Pentingnya perluasan subsidi perumahan bagi kelas menengah mengingat harga rumah saat ini di atas kemampuan mereka.
Sebagai contoh, penghasilan kelas menengah di Jabodetabek berada pada rentang Rp7-15 juta.
Dengan penghasilan tersebut, berdasarkan Kalkulator Keterjangkauan, idealnya mereka mencicil rumah dengan harga Rp500 jutaan
Namun data Rumah.com Indonesia Property Market Index kuartal III-2022 menunjukkan bahwa harga properti di kawasan Jabodetabek untuk tipe 36/72 berada pada kisaran Rp600 jutaan, sehingga di atas kemampuan sebagian besar kelas menengah.
Situasi tersebut membutuhkan kebijakan atau stimulus Pemerintah agar lebih banyak kelas menengah yang bisa memiliki hunian.
Secara legalitas, payung hukum dan instrumen untuk skema kepemilikan rusun tersebut sudah ada, dengan diterbitkannya Peraturan Menteri Pekerjaan Umum dan Perumahan Rakyat Republik Indonesia Nomor 17 Tahun 2021 tentang Bentuk dan Tata Cara Penerbitan Sertifikat Kepemilikan Bangunan Gedung Satuan Rumah Susun (SKBG) sehingga memungkinkan kepemilikan rusun selama 60 tahun.
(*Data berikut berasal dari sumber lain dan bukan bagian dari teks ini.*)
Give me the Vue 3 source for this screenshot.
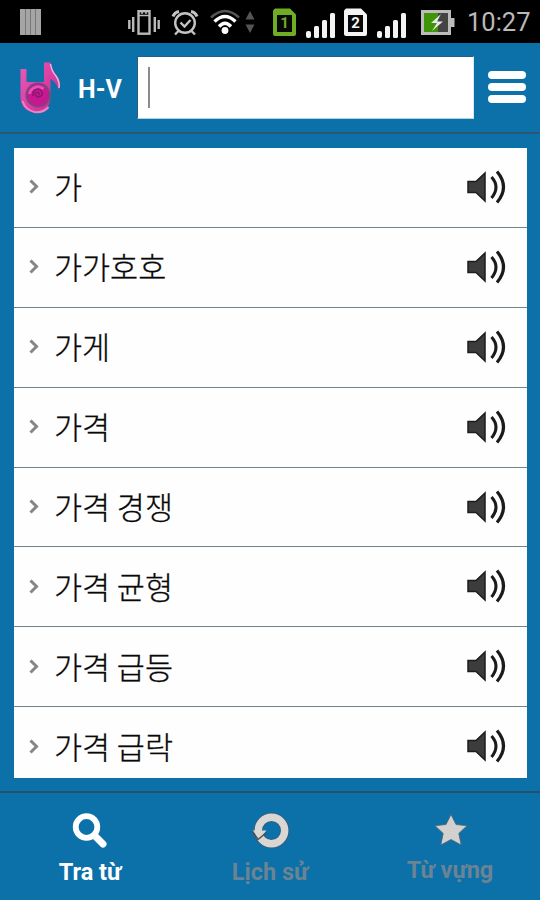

“Pola pikir bahwa kepemilikan untuk selamanya juga perlahan harus berubah, tentunya dengan didukung oleh kepastian dalam penegakan hukum yang menjamin rasa aman selama masa hak kepemilikan tersebut. Oleh karena itu perlu kehadiran Pemerintah baik melalui kebijakan maupun stimulus untuk membantu kelas menengah memiliki rumah sebagaimana subsidi untuk MBR,” pungkasnya.